You must know me, I need it in my face. I wasn't able to chalk up these signs to coincidences any longer. You made it too clear. You made it clear you were here, and you weren't going anywhere, no matter the volume of venom I spewed at you. A short time passed and in between the panic, seizures and glaucoma surgeries, Austin had his first smile. This was his first smile.
He developed a personality. He knew who we were, he did cute baby things, he loved us and we felt it.......
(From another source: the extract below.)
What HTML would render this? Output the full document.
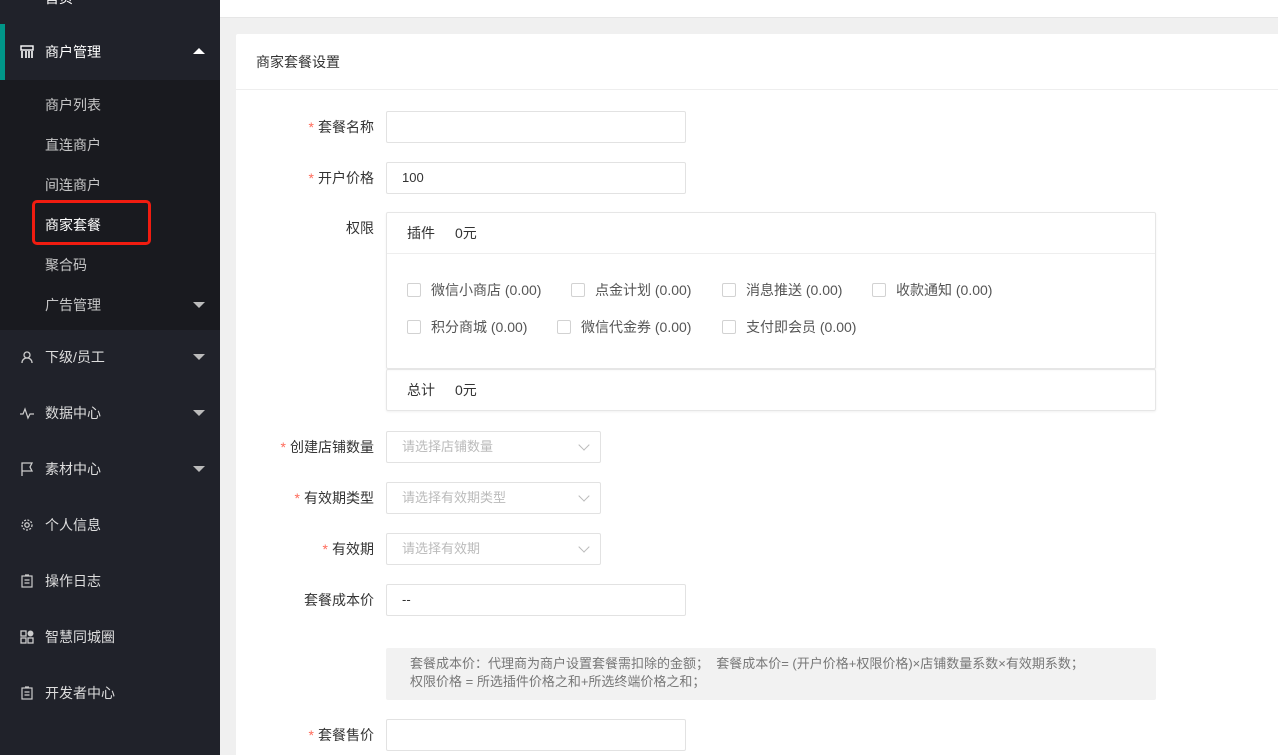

. and my sharp edges of rage blurred. Would I have been so excited about all these things if he wasn't sick? Probably not. When you have the basics taken from you. (water, shelter, a healthy child) It is so much sweeter when you get it back. Every single thing Austin did was amazing. The doctors continued to paint a gloomy yet "realistic" picture, Austin continued to shine through. Here God, is where I began to see your work.
Someday I will share with everyone else all the signs you  have given me, and continue to give me. Most will not believe, but I don't care. A spiritually journey is an understatement. How can our relationship (376 days of Austin's life + the 42 days since he has passed) feel so much in fast-forward? I feel like we have been through so much in such as short time........But..... we are still together.......I am not sure we are BFFs yet, but Austin wants me to learn to let go and trust you. So thats what I will continue to try to do.

4 comments:

  1. Beautiful! I believe you.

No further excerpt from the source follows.